Phila. ex-priest admits abuse; lawsuits settled, filed


PHILADELPHIA — As two of his former colleagues prepared to face trial on abuse-related charges, a former priest of the Philadelphia archdiocese was sentenced to two and a half to five years in prison March 22 after pleading guilty to conspiracy and sexual assault of a 10-year-old boy.

Edward V. Avery, 69, who was removed from the priesthood in 2006, admitted in an appearance before Common Pleas Judge M. Teresa Sarmina that he was guilty of involuntary deviate sexual intercourse in the 1999 assault. He also said he conspired with co-defendant Msgr. William J. Lynn, then secretary for clergy in the archdiocese, to endanger children.

Msgr. Lynn, who is not charged with any sexual wrongdoing, has pleaded not guilty to charges of conspiracy and endangering children. Another co-defendant, Father James J. Brennan, is accused of raping a boy in 1996 and has also pleaded not guilty. Their trial was scheduled to begin March 26.

“In the end, every human being proceeds on this earth as a flawed human being,” said Avery’s defense attorney, John P. Donohue, at the plea hearing. He said his client “has made some horrible mistakes in his life.”

In another East Coast archdiocese, a former Catholic school teacher sentenced to four consecutive life sentences for child rape and sexual assault could be released because of a U.S. Supreme Court decision in a similar case.

John J. Merzbacher, now 70, was convicted in 1994 of raping children while working as a teacher at Catholic Community School in Baltimore. But a federal appeals judge ruled in 2010 that he should be given an opportunity to accept a 10-year plea deal that should have been offered in 1994.

Acceptance of the plea deal would result in Merzbacher’s release, since he has already served more than 15 years in prison.

The Supreme Court’s March 21 decision in Missouri v. Frye held that the right of effective counsel extends to plea deals as well as trials. But Justice Anthony Kennedy, writing for the 5-4 majority, said defendants must demonstrate that they would have accepted the deal if they knew about it, that prosecutors would not have later withdrawn the plea bargain and that a judge would have accepted it.

Baltimore Archbishop (now Cardinal) Edwin F. O’Brien expressed opposition to Merzbacher’s release in 2010, saying that “the substance of his actions, whether he was convicted by a jury or pleads guilty as he now seeks, remains the same — abhorrent and criminal — and justifies the judgment and sentence already rendered.”

The Diocese of Belleville, Ill., recently settled three abuse-related lawsuits involving priests who were removed from ministry in the 1990s. The settlement amounts were not disclosed, but an attorney representing the three abuse victims said they were “substantial.”

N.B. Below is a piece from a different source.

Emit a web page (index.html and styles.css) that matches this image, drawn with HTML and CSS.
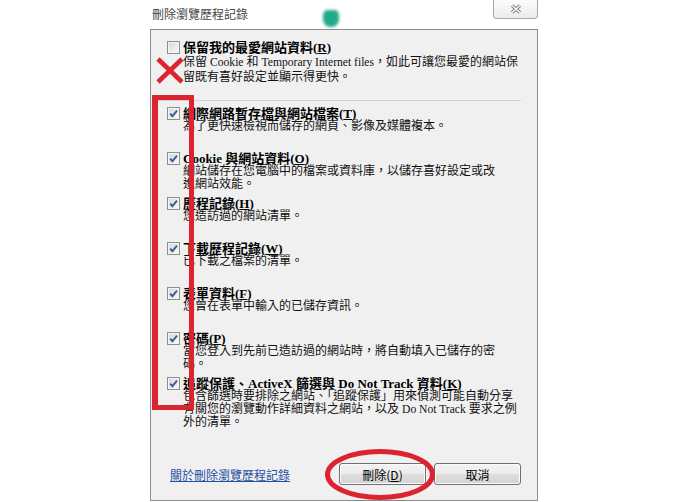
FILE: index.html
```html
<!DOCTYPE html>
<html>

<head>
    <meta charset="utf-8">
    <title>刪除瀏覽歷程記錄</title>
    <link rel="stylesheet" href="styles.css">
</head>

<body>
    <div class="window">
        <div class="titlebar">
            <span class="title">刪除瀏覽歷程記錄</span>
            <div class="close">
                <svg width="12" height="10" viewBox="0 0 12 10">
                    <path d="M2 1.5 L10 8.5 M10 1.5 L2 8.5" stroke="#7d7d7d" stroke-width="3.4" fill="none"/>
                    <path d="M2 1.5 L10 8.5 M10 1.5 L2 8.5" stroke="#ffffff" stroke-width="1.4" fill="none"/>
                </svg>
            </div>
        </div>

        <div class="panel">
            <div class="item first">
                <span class="box"></span>
                <div class="text">
                    <div class="name">保留我的最愛網站資料(<u>R</u>)</div>
                    <div class="desc">保留 <span class="lat">Cookie</span> 和 <span class="lat">Temporary Internet files</span>，如此可讓您最愛的網站保<br>留既有喜好設定並顯示得更快。</div>
                </div>
            </div>

            <div class="sep"></div>

            <div class="list">
                <div class="item">
                    <span class="box checked"><svg width="11" height="11" viewBox="0 0 11 11"><path d="M2.2 5.6 L4.4 8.2 L9 2.6" stroke="#3a5a9c" stroke-width="1.9" fill="none"/></svg></span>
                    <div class="text">
                        <div class="name">網際網路暫存檔與網站檔案(<u>T</u>)</div>
                        <div class="desc">為了更快速檢視而儲存的網頁、影像及媒體複本。</div>
                    </div>
                </div>
                <div class="item">
                    <span class="box checked"><svg width="11" height="11" viewBox="0 0 11 11"><path d="M2.2 5.6 L4.4 8.2 L9 2.6" stroke="#3a5a9c" stroke-width="1.9" fill="none"/></svg></span>
                    <div class="text">
                        <div class="name">Cookie 與網站資料(<u>O</u>)</div>
                        <div class="desc">網站儲存在您電腦中的檔案或資料庫，以儲存喜好設定或改<br>進網站效能。</div>
                    </div>
                </div>
                <div class="item">
                    <span class="box checked"><svg width="11" height="11" viewBox="0 0 11 11"><path d="M2.2 5.6 L4.4 8.2 L9 2.6" stroke="#3a5a9c" stroke-width="1.9" fill="none"/></svg></span>
                    <div class="text">
                        <div class="name">歷程記錄(<u>H</u>)</div>
                        <div class="desc">您造訪過的網站清單。</div>
                    </div>
                </div>
                <div class="item">
                    <span class="box checked"><svg width="11" height="11" viewBox="0 0 11 11"><path d="M2.2 5.6 L4.4 8.2 L9 2.6" stroke="#3a5a9c" stroke-width="1.9" fill="none"/></svg></span>
                    <div class="text">
                        <div class="name">下載歷程記錄(<u>W</u>)</div>
                        <div class="desc">已下載之檔案的清單。</div>
                    </div>
                </div>
                <div class="item">
                    <span class="box checked"><svg width="11" height="11" viewBox="0 0 11 11"><path d="M2.2 5.6 L4.4 8.2 L9 2.6" stroke="#3a5a9c" stroke-width="1.9" fill="none"/></svg></span>
                    <div class="text">
                        <div class="name">表單資料(<u>F</u>)</div>
                        <div class="desc">您曾在表單中輸入的已儲存資訊。</div>
                    </div>
                </div>
                <div class="item">
                    <span class="box checked"><svg width="11" height="11" viewBox="0 0 11 11"><path d="M2.2 5.6 L4.4 8.2 L9 2.6" stroke="#3a5a9c" stroke-width="1.9" fill="none"/></svg></span>
                    <div class="text">
                        <div class="name">密碼(<u>P</u>)</div>
                        <div class="desc">當您登入到先前已造訪過的網站時，將自動填入已儲存的密<br>碼。</div>
                    </div>
                </div>
                <div class="item last">
                    <span class="box checked"><svg width="11" height="11" viewBox="0 0 11 11"><path d="M2.2 5.6 L4.4 8.2 L9 2.6" stroke="#3a5a9c" stroke-width="1.9" fill="none"/></svg></span>
                    <div class="text">
                        <div class="name">追蹤保護、ActiveX 篩選與 Do Not Track 資料(<u>K</u>)</div>
                        <div class="desc">包含篩選時要排除之網站、「追蹤保護」用來偵測可能自動分享<br>有關您的瀏覽動作詳細資料之網站，以及 <span class="lat">Do Not Track</span> 要求之例<br>外的清單。</div>
                    </div>
                </div>
            </div>

            <div class="footer">
                <a href="#" class="link">關於刪除瀏覽歷程記錄</a>
                <div class="buttons">
                    <button class="btn">刪除(<u>D</u>)</button>
                    <button class="btn">取消</button>
                </div>
            </div>
        </div>
    </div>

    <!-- aero glass bleed in the title bar -->
    <div class="glow"></div>

    <!-- red annotations drawn over the screenshot -->
    <svg class="mark-x" width="30" height="30" viewBox="0 0 30 30">
        <path d="M3 3 L27 26 M27 3 L3 26" stroke="#dc2430" stroke-width="4.6" fill="none"/>
    </svg>
    <div class="mark-box"></div>
    <svg class="mark-ring" width="116" height="58" viewBox="0 0 116 58">
        <ellipse cx="58" cy="28.5" rx="52.5" ry="23" stroke="#dc2430" stroke-width="5" fill="none"/>
    </svg>
</body>

</html>
```

FILE: styles.css
```css
body {
    margin: 0;
    width: 700px;
    height: 502px;
    overflow: hidden;
    position: relative;
    background-color: #ffffff;
    font-family: "Liberation Serif", "Noto Sans CJK TC", serif;
    font-size: 12px;
    color: #111111;
}

.window {
    margin-left: 150px;
    width: 388px;
}

.titlebar {
    height: 29px;
    display: flex;
    justify-content: space-between;
    align-items: flex-start;
}

.title {
    font-family: "Noto Sans CJK TC", sans-serif;
    font-size: 12px;
    line-height: 14px;
    color: #454545;
    padding: 7px 0 0 2px;
}

.close {
    width: 45px;
    height: 20px;
    margin-top: -1px;
    box-sizing: border-box;
    border: 1px solid #a8a8a8;
    border-top: none;
    border-radius: 0 0 4px 4px;
    background: linear-gradient(#fdfdfd, #ececec);
    display: flex;
    align-items: center;
    justify-content: center;
}

.panel {
    height: 472px;
    box-sizing: border-box;
    border: 1px solid #8d8d8d;
    background-color: #f0f0f0;
    padding: 11px 16px 15px 16px;
    display: flex;
    flex-direction: column;
}

.item {
    display: flex;
    align-items: flex-start;
    height: 45px;
    flex-shrink: 0;
}

.item.first {
    height: auto;
}

.item.last {
    height: auto;
}

.box {
    width: 13px;
    height: 13px;
    box-sizing: border-box;
    border: 1px solid #8e8f8f;
    background: linear-gradient(135deg, #d6d6d6, #fbfbfb);
    box-shadow: inset 0 0 0 1px #f4f4f4;
    margin-right: 3px;
    flex-shrink: 0;
    display: flex;
    align-items: center;
    justify-content: center;
}

.box svg {
    display: block;
}

.name {
    font-size: 13px;
    font-weight: bold;
    line-height: 13px;
    color: #000000;
    white-space: nowrap;
}

.desc {
    line-height: 13px;
    white-space: nowrap;
}

.first .name,
.first .desc {
    line-height: 14px;
}

.lat {
    font-size: 11.6px;
}

.sep {
    height: 1px;
    background-color: #d2d2d2;
    margin: 16px 0 6px -9px;
    flex-shrink: 0;
}

.footer {
    margin-top: auto;
    display: flex;
    justify-content: space-between;
    align-items: center;
    padding-left: 3px;
}

.link {
    font-family: "Noto Sans CJK TC", sans-serif;
    font-size: 12px;
    color: #1f50a3;
    text-decoration: underline;
}

.buttons {
    display: flex;
    gap: 8px;
}

.btn {
    width: 87px;
    height: 22px;
    padding: 0;
    box-sizing: border-box;
    border: 1px solid #707070;
    border-radius: 3px;
    background: linear-gradient(#f4f4f4 0%, #ebebeb 50%, #dedede 51%, #d3d3d3 100%);
    box-shadow: inset 0 0 0 1px #fbfbfb;
    font-family: "Noto Sans CJK TC", sans-serif;
    font-size: 12px;
    color: #000000;
}

.glow {
    position: absolute;
    left: 323px;
    top: 10px;
    width: 16px;
    height: 17px;
    border-radius: 30% 30% 45% 45%;
    background-color: #22a98b;
    filter: blur(1.5px);
}

.mark-x {
    position: absolute;
    left: 155px;
    top: 56px;
}

.mark-box {
    position: absolute;
    left: 152px;
    top: 95px;
    width: 42px;
    height: 315px;
    box-sizing: border-box;
    border: 5px solid #dc2430;
    border-left-width: 6px;
}

.mark-ring {
    position: absolute;
    left: 322px;
    top: 446px;
}
```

Two of the cases involved former priest Raymond Kownacki, while the third was related to ex-priest Jerome Ratermann. All of the abuse incidents took place between the mid-1970s and the early 1980s.

The Diocese of Savannah, Ga., also faced a lawsuit in relation to the hiring of teacher’s aide Cristina Scott at St. James Early Learning Center in Savannah.

A suit filed by the family of a 3-year-old enrolled at the day care center said Scott was hired without a criminal background check and subsequently touched a child inappropriately, then fabricated a report that family members were molesting the child.

“The parents will suffer the consequences for the rest of their life … because of a completely false allegation,” attorney Mark Tate was quoted as saying.

Tate said Scott was under house arrest at the time of her hiring and had faced charges of theft, battery and cruelty to children since 2007.

A March 26 statement by the diocese said that “no one at the St. James Early Learning Center harmed the child in any fashion” and that “at no time did St. James School nor the director accuse anyone of wrongdoing.”

State law requires reporting to the Division of Family and Children Services any suspicion of abuse of a child, the statement noted, and the center’s director decided that some “unusual comments” by the child, then 2, required reporting.

“The allegations with respect to the qualifications of the aide are not germane to the investigation of the report,” the diocese added. “This case is pending in the courts and it is our belief that in the final analysis St. James will be exonerated from these allegations.”